Pointing this out to folks who like to believe Democrats are the Party Of All Evil tends to earn you hostility. But to paraphrase Don Rumsfeld, you extrapolate from the facts you have, not the facts you wish for.
Conservatives weren’t intrinsically anti-government earlier in the last century, but post-Vietnam, healthy skepticism turned to not-so-healthy outright hatred. The Republicans have spent three decades very successfully promulgating the idea that the proper attitude toward your government is cynicism and contempt: nothing the government can try to do to help citizens will help them, regulation is explicitly designed to harm you, no politician ever seeks higher office in the interest of public service. This has been so successful, in fact, that it’s not only been the animating force of the “Republican revolution,” it’s taken as clear-as-day gospel truth by nearly every third party. There are aspects of standard Green rhetoric which are just about interchangeable with standard Libertarian rhetoric.
But here’s the rub. While there’s a very good case to be made that the Bush administration is not conservative in the way Barry Goldwater, the ostensible father of the modern “Conservative Movement,” meant it, I think there’s an equally good case to be made that we’re seeing modern conservatism’s logical end result. Why? Because campaigns became centered around candidates convincing you that they hate government more than their opponent does. If that actually starts winning offices, which it did, sincerely believing in public service becomes a liability for a candidate.
So what happens if that model wins—if government ends up being controlled by people who really do, in fact, hate government? According to them, and I think the vast majority of those who say this do sincerely believe it, you get a small-government, low-tax, free-market paradise.
Well, the model did win. The Republicans have been campaigning on that model for three decades and it brought them to complete power. What did we get from this? Let’s quickly review:
- The average Iraqi citizen is at measurably more risk and suffering measurably greater poverty than he was before American intervention, and Iraq is far more open to terrorists, not less;
- We have declared war (albeit not in the Constitutional sense) not on a state nor even a stateless entity but a tactic, ensuring there is no clear victory condition;
- We have used that state of war to justify a marked shift of power to the executive branch and infringements on civil rights whose precedents—Lincoln’s suspension of habeas corpus, Japanese internment camps, COINTELPRO—have, with no exception, been judged by history as illegal, shameful or both;
- Our relationship with long-standing allies is fragile (to put it mildly);
- In the Federal government’s response to Katrina, we have seen incompetence on a scale one has to go back quite some distance in history to equal.

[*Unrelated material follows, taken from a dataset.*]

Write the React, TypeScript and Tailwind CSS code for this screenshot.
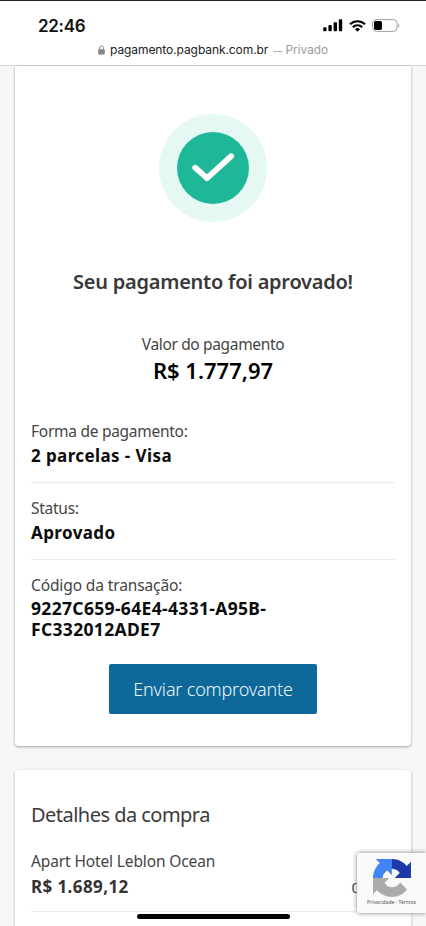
import type { ReactNode } from "react";

/* ───────────────────────── Icons ───────────────────────── */

const SignalIcon = () => (
  <svg viewBox="0 0 20 13" fill="currentColor" className="h-[13px] w-5">
    <rect x="0.2" y="8.2" width="3.4" height="4" rx="0.9" />
    <rect x="5.4" y="6" width="3.4" height="6.2" rx="0.9" />
    <rect x="10.6" y="3.2" width="3.4" height="9" rx="0.9" />
    <rect x="15.8" y="0.2" width="3.4" height="12" rx="0.9" />
  </svg>
);

const WifiIcon = () => (
  <svg viewBox="0 0 17 12" fill="none" stroke="currentColor" strokeWidth="2.2" className="h-3 w-[17px]">
    <path d="M1 4.3a10.7 10.7 0 0115 0" />
    <path d="M3.8 7.2a6.7 6.7 0 019.4 0" />
    <path d="M8.5 11.7L6 9.2a3.6 3.6 0 015 0z" fill="currentColor" stroke="none" />
  </svg>
);

const BatteryIcon = () => (
  <svg viewBox="0 0 28 13" fill="none" className="h-[13px] w-7">
    <rect x="0.6" y="0.6" width="24.4" height="11.8" rx="3.6" stroke="#a3a3a3" />
    <path d="M26.2 4.4c1.5.5 1.5 3.7 0 4.2z" fill="#a3a3a3" />
    <rect x="2" y="2" width="8" height="9" rx="1.8" fill="#000" />
  </svg>
);

const LockIcon = () => (
  <svg viewBox="0 0 7 10" fill="none" className="h-2.5 w-[7px]">
    <rect x="0.2" y="4.2" width="6.6" height="5.2" rx="1" fill="#848484" />
    <path d="M1.6 4.6V2.9a1.9 1.9 0 013.8 0v1.7" stroke="#848484" strokeWidth="1" />
  </svg>
);

const ApprovedIcon = () => (
  <svg viewBox="0 0 108 108" fill="none" className="size-[108px]">
    <circle cx="54" cy="54" r="54" fill="#e6f8f4" />
    <circle cx="54" cy="54" r="36" fill="#1eb899" />
    <path d="M36.2 53.7L48 64.2L72.2 42.2" stroke="#fff" strokeWidth="5.8" strokeLinecap="round" strokeLinejoin="round" />
  </svg>
);

const RecaptchaLogo = () => (
  <svg viewBox="0 0 64 64" className="size-[38px]">
    <path
      fill="#1c3aa9"
      d="M64 31.955l-.033-1.37V4.687l-7.16 7.16C50.948 4.674 42.033.093 32.05.093c-10.4 0-19.622 4.96-25.458 12.64l11.736 11.86a15.55 15.55 0 0 1 4.754-5.334c2.05-1.6 4.952-2.906 8.968-2.906.485 0 .86.057 1.135.163 4.976.393 9.288 3.14 11.828 7.124l-8.307 8.307L64 31.953"
    />
    <path
      fill="#4285f4"
      d="M31.862.094l-1.37.033H4.594l7.16 7.16C4.58 13.147 0 22.06 0 32.046c0 10.4 4.96 19.622 12.64 25.458L24.5 45.768a15.55 15.55 0 0 1-5.334-4.754c-1.6-2.05-2.906-4.952-2.906-8.968 0-.485.057-.86.163-1.135.393-4.976 3.14-9.288 7.124-11.828l8.307 8.307L31.86.095"
    />
    <path
      fill="#ababab"
      d="M.001 32.045l.033 1.37v25.898l7.16-7.16c5.86 7.173 14.774 11.754 24.76 11.754 10.4 0 19.622-4.96 25.458-12.64l-11.736-11.86a15.55 15.55 0 0 1-4.754 5.334c-2.05 1.6-4.952 2.906-8.968 2.906-.485 0-.86-.057-1.135-.163-4.976-.393-9.288-3.14-11.828-7.124l8.307-8.307c-10.522.04-22.4.066-27.295-.005"
    />
  </svg>
);

/* ───────────────────────── Sections ───────────────────────── */

const StatusBar = () => (
  <header className="h-[66px] shrink-0 border-t border-b border-t-[#232126] border-b-[#d4d4d4] bg-white font-['Inter',sans-serif]">
    <div className="flex h-[39px] items-center justify-between pt-2.5 pr-[26px] pl-[38px]">
      <span className="text-[17px] leading-5 font-semibold tracking-[-0.3px] text-[#111]">22:46</span>
      <div className="flex items-center gap-[6px] text-black">
        <SignalIcon />
        <WifiIcon />
        <BatteryIcon />
      </div>
    </div>
    <div className="flex h-5 items-center pl-[98px] text-[12px] leading-5 whitespace-nowrap">
      <LockIcon />
      <span className="ml-[5px] tracking-[-0.08px] text-[#222]">pagamento.pagbank.com.br</span>
      <span className="ml-[5px] text-[11.8px] text-[#9b9b9b]">
        <span className="text-[9px]">—</span> Privado
      </span>
    </div>
  </header>
);

const Detail = ({ label, children }: { label: string; children: ReactNode }) => (
  <div className="border-b border-[#ececec] pt-[15px] pb-4">
    <p className="text-[15.5px] leading-5 tracking-[-0.27px] text-[#444]">{label}</p>
    <p className="mt-[5px] text-[17px] leading-5 font-bold tracking-[0.4px] text-[#0c0c0c]">{children}</p>
  </div>
);

const Recaptcha = () => (
  <div className="absolute top-[853px] right-0 flex h-[60px] w-[69px] flex-col items-center rounded-l-[2px] bg-[#f9f9f9] pt-1.5 shadow-[0_0_5px_#808080]">
    <RecaptchaLogo />
    <p className="mt-[1px] text-[5px] leading-[8px] whitespace-nowrap text-[#555]">Privacidade - Termos</p>
  </div>
);

export default function App() {
  return (
    <div className="relative flex h-[926px] w-[426px] flex-col overflow-hidden bg-[#f7f7f7] font-['Noto_Sans',sans-serif]">
      <StatusBar />

      <main className="px-[15px]">
        <section className="flex h-[680px] flex-col rounded-b-[4px] bg-white px-4 pt-12 shadow-[0_1px_3px_rgba(0,0,0,0.35)]">
          <div className="flex justify-center">
            <ApprovedIcon />
          </div>
          <h1 className="mt-[46px] text-center text-[20px] leading-7 font-semibold tracking-[-0.25px] text-[#383838]">
            Seu pagamento foi aprovado!
          </h1>
          <p className="mt-[38px] text-center text-[15.5px] leading-5 tracking-[-0.35px] text-[#444]">Valor do pagamento</p>
          <p className="mt-[2px] text-center text-[22px] leading-7 font-semibold text-black">R$ 1.777,97</p>

          <div className="mt-[22px]">
            <Detail label="Forma de pagamento:">2 parcelas - Visa</Detail>
            <Detail label="Status:">Aprovado</Detail>
            <div className="pt-[15px]">
              <p className="text-[15.5px] leading-5 tracking-[-0.12px] text-[#444]">Código da transação:</p>
              <p className="mt-[3px] w-[250px] text-[17.5px] leading-[21px] font-bold tracking-[0.33px] text-[#0c0c0c]">
                9227C659-64E4-4331-A95B-FC332012ADE7
              </p>
            </div>
          </div>

          <button className="mt-6 h-[50px] w-52 self-center rounded-[2px] bg-[#0e6899] text-[18px] font-light tracking-[-0.18px] text-[#e8f5fb]">
            Enviar comprovante
          </button>
        </section>

        <section className="mt-6 h-[180px] rounded-t-[4px] bg-white px-4 pt-[31px] shadow-[0_1px_3px_rgba(0,0,0,0.3)]">
          <h2 className="text-[20px] leading-7 tracking-[-0.53px] text-[#3b3b3b]">Detalhes da compra</h2>
          <div className="mt-[22px] flex items-end justify-between border-b border-[#ececec] pb-[14px]">
            <div>
              <p className="text-[15.5px] leading-5 tracking-[-0.13px] text-[#444]">Apart Hotel Leblon Ocean</p>
              <p className="mt-[6px] text-[17px] leading-5 font-bold tracking-[0.4px] text-[#333]">R$ 1.689,12</p>
            </div>
            <span className="pr-[35px] text-[15px] leading-5 text-[#444]">0</span>
          </div>
        </section>
      </main>

      <Recaptcha />

      <div className="absolute top-[914px] left-[137px] h-[5px] w-[153px] rounded-full bg-black" />
    </div>
  );
}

And I think that last one is the clearest illustration of my point. It’s easy to write it off as an example of why government can’t help people, but it’s not. It’s an example of why a government committed to an ideology that says government can’t help people can’t help people. Even the incredible corruption we see in the Abramoff scandal is in part a byproduct of this. If you sincerely believe that (a) big government is actively evil and (b) the major opposition party wants to expand government, it is absolutely necessary that you keep that opposition party out of power, and that means creating a de facto one-party state.
The problem is that once you’re in power, you learn that government does have a role that its citizens expect of it, even all those citizens who think that government sucks and that it needs to be drowned in the tub and so on and so forth. And you can’t do it. You just can’t. Your ideology is really stirring rhetoric, but it doesn’t actually work in practice.

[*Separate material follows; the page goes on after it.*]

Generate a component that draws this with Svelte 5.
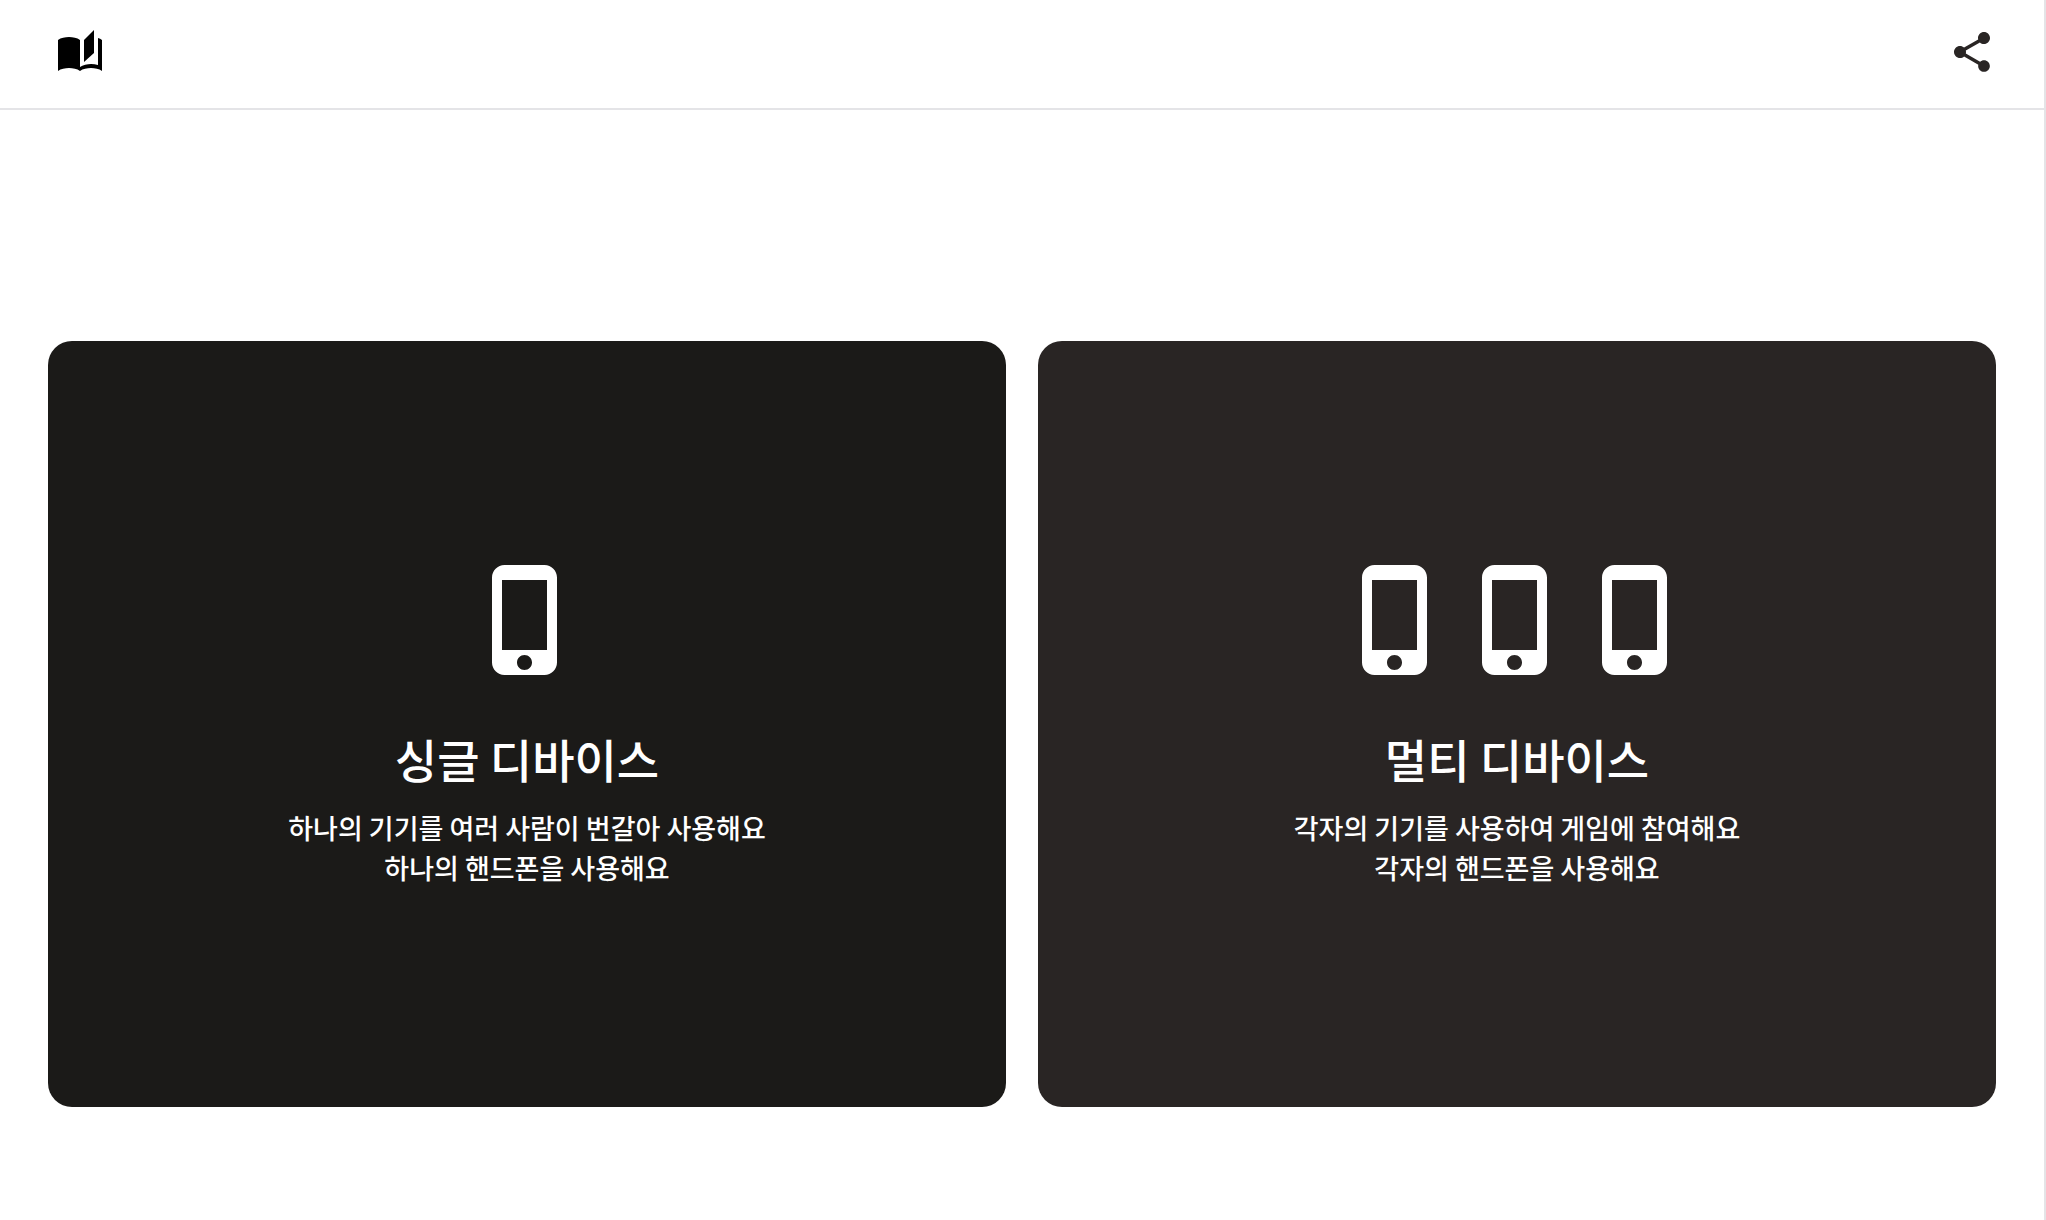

Radical leftists still wistfully insist that the divergence between the reality of the Soviet Union and Marx’s worker paradise was due to the Soviets just not getting communism right, but I suspect the USSR was, like it or not, what communism collapses into in practice. As I watch conservatives break rank with the Bush team and contend that the divergence between what we have now and what Goldwater preached is due to the Republicans in power just not getting it right, I can’t help but have rather similar suspicions. The problem isn’t that Bush and his team didn’t hold fast to anti-government principles; it’s that you can’t govern with anti-government principles.
I don’t harbor any illusions that a government completely run by Democrats would be its own kind of paradise, and I tend to vote for candidates rather than parties anyway. I suspect that splitting the executive and legislative branches between parties makes for the best government, simply because one side will tend to dig in their heels at the excesses of the other and what does get passed will follow the principle of the Mutually Unacceptable Compromise. But here’s what I do think, and I guess it really is radical, because it’s so far away from what’s become the common wisdom of today:
Let’s start electing politicians to political office again.
By “politicians,” I mean people who actually like politics. People who want to be in public service. They’re still out there, you know—every race has at least one (usually not the incumbent, sadly). They might be Green or Libertarian; they might well be Republican or Democrat. They can write their own speeches. Most of all, they understand what the office they’re running for actually means. They want to do that job. They want to do it better than the guy they’re running against and better than the last guy in the office. Maybe better than anyone else who’s ever done it.
But they don’t want to tell us how much that job just doesn’t matter, because hey, it’s only government. They don’t want to dismantle their office for the benefit of the company or organization that they came to office from and plan to go back to after their term expires.
They may believe government should be a lot smaller, that a lot of regulation should be repealed, that taxes are too high. But ultimately they believe government is necessary, and not just a necessary evil—a necessary good.
That kind of ideology, I’d like to see.